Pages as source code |
============

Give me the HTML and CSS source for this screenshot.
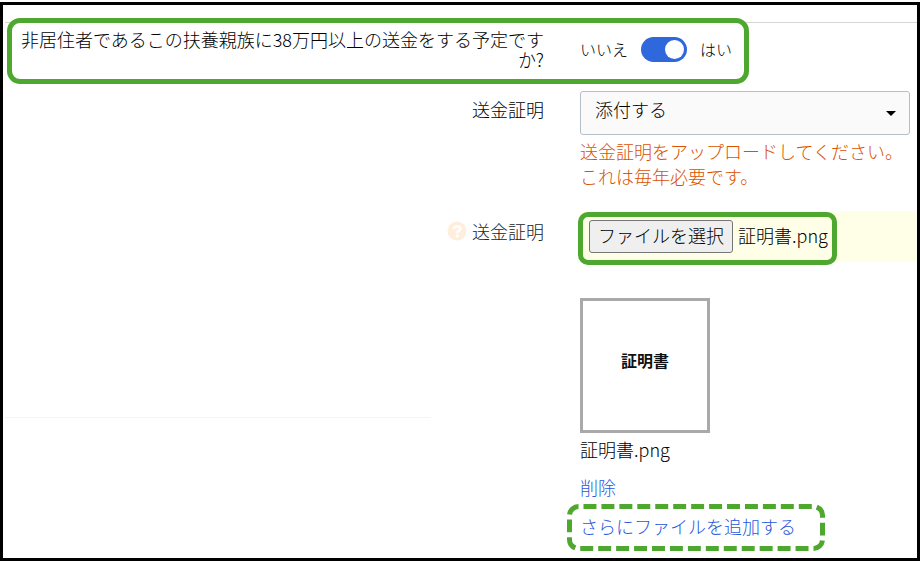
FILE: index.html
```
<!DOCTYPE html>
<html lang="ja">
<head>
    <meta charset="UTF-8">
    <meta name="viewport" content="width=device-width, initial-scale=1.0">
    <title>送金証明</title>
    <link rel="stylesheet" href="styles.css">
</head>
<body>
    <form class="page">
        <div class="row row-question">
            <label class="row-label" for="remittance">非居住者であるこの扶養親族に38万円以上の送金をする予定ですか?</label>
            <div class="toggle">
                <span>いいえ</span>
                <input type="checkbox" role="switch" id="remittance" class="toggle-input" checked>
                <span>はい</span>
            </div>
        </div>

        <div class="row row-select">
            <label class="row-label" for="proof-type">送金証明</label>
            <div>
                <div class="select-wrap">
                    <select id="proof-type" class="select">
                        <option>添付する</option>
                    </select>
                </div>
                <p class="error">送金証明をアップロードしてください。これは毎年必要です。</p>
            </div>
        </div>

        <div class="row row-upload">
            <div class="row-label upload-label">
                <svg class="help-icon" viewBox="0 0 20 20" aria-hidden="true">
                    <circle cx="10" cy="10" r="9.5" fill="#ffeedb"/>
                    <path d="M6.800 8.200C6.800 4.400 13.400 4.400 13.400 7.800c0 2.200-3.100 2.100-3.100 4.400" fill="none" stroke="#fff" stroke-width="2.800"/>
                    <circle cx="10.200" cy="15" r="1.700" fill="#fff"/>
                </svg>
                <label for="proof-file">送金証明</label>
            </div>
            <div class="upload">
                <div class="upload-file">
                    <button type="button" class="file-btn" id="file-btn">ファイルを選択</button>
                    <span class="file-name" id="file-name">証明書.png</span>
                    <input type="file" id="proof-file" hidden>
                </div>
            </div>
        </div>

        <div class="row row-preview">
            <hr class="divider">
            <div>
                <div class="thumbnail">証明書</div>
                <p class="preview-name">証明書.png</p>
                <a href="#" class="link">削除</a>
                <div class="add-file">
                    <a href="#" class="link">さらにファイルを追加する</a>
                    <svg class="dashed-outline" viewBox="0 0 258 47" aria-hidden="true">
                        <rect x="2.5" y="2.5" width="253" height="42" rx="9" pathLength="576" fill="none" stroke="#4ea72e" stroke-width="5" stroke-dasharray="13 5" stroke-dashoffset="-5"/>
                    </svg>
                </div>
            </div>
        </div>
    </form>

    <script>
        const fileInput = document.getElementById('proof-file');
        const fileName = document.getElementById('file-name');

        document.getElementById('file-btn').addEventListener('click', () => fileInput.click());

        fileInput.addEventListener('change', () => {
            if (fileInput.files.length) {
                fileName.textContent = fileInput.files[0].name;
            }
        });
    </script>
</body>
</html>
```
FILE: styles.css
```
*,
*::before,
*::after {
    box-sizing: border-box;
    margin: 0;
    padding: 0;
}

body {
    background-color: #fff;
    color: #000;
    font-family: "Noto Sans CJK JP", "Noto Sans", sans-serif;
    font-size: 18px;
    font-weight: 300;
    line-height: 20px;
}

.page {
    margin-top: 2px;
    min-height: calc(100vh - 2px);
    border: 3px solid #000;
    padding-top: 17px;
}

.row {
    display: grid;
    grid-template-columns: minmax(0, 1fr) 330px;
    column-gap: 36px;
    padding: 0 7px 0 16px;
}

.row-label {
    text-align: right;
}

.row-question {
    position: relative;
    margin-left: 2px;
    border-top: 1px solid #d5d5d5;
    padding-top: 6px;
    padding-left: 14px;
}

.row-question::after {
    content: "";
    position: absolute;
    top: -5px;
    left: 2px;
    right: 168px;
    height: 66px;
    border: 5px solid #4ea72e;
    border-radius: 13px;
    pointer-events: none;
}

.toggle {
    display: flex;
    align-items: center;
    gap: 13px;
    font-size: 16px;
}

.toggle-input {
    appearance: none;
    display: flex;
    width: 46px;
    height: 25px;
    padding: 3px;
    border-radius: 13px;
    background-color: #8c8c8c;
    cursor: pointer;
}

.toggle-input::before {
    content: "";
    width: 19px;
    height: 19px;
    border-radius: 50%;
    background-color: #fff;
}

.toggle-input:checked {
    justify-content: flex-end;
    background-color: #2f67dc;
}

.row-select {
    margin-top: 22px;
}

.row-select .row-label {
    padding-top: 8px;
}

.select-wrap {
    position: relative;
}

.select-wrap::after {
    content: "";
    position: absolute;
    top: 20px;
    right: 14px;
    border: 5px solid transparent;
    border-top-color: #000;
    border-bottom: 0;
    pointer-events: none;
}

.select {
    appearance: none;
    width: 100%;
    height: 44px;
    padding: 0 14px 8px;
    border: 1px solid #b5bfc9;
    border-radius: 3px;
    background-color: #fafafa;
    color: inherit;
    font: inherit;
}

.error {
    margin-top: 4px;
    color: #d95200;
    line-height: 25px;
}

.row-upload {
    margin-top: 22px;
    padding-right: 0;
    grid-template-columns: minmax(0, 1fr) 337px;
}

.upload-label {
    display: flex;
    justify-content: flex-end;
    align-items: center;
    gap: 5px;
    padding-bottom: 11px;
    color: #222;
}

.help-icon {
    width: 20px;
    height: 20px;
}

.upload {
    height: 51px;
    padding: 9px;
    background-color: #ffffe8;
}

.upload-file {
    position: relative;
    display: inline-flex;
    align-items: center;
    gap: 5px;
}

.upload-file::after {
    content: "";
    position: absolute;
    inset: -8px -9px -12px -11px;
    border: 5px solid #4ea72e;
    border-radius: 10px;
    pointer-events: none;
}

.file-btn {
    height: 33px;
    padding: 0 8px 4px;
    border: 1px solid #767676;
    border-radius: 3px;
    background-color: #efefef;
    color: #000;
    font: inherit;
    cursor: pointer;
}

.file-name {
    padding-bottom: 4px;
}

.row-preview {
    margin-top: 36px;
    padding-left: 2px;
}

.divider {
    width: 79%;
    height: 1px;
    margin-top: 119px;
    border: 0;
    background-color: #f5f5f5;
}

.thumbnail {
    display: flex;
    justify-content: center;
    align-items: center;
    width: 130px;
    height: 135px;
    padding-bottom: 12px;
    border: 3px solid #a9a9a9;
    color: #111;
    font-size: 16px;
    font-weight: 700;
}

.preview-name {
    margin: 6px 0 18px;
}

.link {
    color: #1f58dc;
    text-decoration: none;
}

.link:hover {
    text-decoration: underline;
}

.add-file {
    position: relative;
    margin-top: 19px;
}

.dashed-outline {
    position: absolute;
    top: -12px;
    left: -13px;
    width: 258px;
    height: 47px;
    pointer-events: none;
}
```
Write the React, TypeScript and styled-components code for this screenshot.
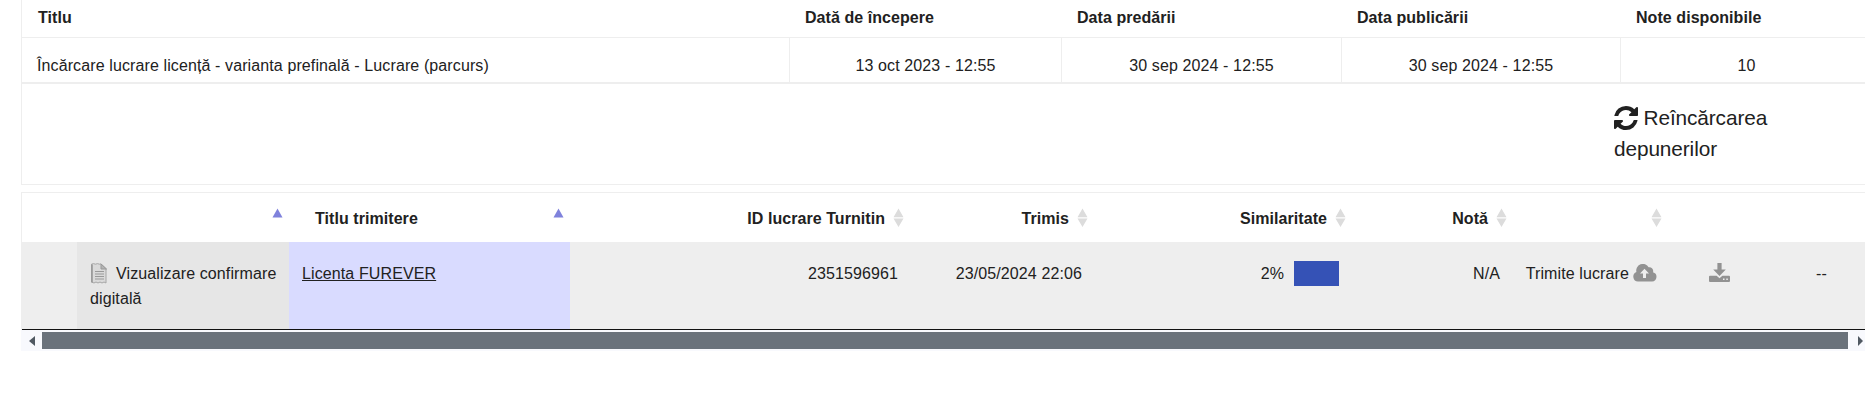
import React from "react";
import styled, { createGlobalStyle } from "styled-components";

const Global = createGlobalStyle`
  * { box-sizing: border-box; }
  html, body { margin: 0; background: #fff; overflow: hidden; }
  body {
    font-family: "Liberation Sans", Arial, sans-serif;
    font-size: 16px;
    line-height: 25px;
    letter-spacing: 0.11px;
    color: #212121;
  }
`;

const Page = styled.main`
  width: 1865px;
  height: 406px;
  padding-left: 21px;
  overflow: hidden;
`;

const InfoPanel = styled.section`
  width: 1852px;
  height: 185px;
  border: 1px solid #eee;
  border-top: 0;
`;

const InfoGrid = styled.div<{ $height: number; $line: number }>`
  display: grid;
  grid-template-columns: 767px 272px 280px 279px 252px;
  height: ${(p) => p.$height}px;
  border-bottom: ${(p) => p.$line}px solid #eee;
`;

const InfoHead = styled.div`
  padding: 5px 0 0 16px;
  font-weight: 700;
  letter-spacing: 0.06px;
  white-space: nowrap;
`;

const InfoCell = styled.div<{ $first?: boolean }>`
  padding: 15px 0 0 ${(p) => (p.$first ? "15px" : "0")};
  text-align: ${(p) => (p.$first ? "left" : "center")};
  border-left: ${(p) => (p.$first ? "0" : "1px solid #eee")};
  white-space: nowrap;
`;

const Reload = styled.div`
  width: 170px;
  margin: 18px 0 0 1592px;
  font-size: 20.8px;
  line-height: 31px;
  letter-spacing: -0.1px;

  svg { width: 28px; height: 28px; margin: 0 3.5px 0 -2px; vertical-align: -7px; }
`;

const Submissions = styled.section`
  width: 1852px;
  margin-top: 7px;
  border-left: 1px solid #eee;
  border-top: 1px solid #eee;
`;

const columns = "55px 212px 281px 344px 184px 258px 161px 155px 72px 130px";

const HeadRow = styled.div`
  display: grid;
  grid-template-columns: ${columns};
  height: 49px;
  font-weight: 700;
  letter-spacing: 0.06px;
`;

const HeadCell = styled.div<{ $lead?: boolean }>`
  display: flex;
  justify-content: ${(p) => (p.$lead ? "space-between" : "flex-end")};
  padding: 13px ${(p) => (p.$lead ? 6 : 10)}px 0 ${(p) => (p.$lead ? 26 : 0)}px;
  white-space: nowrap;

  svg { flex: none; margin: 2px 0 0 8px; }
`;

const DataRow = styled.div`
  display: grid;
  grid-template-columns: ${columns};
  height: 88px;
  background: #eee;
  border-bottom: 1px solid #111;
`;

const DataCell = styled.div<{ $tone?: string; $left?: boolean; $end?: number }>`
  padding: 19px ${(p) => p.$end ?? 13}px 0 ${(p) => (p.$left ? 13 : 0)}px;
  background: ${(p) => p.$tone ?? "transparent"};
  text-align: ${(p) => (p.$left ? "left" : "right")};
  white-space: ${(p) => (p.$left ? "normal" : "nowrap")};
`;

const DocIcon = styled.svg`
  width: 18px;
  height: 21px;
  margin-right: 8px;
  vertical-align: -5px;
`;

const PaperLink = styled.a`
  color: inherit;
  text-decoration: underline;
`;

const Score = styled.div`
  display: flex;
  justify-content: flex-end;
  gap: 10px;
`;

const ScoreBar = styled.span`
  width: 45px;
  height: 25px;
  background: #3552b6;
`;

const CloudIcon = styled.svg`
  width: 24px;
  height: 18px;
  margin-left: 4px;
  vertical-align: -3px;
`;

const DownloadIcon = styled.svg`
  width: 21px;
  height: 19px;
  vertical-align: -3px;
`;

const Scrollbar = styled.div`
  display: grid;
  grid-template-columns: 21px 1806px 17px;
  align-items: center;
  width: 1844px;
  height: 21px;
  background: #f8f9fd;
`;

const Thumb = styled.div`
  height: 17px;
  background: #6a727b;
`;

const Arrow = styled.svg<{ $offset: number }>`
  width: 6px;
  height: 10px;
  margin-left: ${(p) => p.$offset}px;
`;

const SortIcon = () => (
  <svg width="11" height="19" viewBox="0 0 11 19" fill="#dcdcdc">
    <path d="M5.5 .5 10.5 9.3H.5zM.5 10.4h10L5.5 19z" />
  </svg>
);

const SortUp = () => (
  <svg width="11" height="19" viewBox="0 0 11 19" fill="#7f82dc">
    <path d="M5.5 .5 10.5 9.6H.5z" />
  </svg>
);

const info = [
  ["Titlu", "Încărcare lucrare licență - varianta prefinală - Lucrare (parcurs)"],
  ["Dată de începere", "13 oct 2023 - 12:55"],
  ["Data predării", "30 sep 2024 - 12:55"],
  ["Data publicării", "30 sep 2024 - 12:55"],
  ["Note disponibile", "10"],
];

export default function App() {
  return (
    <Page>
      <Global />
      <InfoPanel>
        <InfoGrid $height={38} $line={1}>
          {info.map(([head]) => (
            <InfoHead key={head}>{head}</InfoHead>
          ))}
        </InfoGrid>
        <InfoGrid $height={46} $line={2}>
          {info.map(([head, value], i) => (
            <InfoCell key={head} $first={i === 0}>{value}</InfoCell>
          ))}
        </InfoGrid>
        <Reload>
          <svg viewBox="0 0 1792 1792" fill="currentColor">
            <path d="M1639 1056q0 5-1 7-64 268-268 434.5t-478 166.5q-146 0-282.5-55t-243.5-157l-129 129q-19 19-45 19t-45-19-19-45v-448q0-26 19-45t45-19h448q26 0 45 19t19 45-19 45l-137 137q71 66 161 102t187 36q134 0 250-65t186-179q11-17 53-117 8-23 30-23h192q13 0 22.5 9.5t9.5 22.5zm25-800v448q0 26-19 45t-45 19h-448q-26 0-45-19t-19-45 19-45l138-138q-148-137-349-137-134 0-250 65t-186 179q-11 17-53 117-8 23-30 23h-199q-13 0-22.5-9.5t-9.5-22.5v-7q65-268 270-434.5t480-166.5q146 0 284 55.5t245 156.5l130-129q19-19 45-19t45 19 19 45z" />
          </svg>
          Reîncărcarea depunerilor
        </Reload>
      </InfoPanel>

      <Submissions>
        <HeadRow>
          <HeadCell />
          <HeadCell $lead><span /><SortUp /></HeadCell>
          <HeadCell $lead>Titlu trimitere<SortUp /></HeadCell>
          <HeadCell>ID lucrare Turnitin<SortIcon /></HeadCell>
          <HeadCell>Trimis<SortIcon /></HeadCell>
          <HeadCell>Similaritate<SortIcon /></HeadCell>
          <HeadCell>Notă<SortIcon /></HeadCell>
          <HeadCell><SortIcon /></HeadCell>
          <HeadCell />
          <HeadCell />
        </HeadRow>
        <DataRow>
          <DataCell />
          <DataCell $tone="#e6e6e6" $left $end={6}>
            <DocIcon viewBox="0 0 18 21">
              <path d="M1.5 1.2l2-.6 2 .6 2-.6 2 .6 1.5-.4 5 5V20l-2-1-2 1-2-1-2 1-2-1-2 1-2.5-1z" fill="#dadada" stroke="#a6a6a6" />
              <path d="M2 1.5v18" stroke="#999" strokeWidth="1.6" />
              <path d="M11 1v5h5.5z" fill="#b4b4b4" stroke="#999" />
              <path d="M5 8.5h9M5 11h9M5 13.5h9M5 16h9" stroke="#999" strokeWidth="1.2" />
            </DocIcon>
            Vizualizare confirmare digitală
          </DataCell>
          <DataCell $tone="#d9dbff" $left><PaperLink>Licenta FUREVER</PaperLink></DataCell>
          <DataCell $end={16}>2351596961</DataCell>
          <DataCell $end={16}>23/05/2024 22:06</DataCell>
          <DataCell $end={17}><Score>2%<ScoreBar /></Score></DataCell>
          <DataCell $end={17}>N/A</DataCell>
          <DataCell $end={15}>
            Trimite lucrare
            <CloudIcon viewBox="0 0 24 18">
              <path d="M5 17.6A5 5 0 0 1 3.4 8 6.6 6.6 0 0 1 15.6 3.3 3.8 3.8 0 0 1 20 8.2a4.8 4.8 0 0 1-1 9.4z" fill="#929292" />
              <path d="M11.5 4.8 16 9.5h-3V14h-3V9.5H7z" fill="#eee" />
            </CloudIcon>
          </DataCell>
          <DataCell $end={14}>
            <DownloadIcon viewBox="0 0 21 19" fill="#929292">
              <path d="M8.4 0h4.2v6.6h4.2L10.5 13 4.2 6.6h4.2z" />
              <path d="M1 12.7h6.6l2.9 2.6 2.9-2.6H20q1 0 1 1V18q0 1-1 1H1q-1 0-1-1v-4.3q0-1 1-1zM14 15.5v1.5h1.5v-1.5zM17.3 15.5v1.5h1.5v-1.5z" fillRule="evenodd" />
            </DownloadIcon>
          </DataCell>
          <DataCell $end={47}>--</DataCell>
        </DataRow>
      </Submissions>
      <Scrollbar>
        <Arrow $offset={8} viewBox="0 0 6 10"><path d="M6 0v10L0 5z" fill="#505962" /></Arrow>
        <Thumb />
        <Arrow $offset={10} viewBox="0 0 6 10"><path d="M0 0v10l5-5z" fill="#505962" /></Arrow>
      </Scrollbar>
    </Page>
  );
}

============

Aim | Gather up the lines that contain the word "components".

Reply to the exercise |
Write the React, TypeScript and styled-components code for this screenshot.
import styled, { createGlobalStyle } from "styled-components";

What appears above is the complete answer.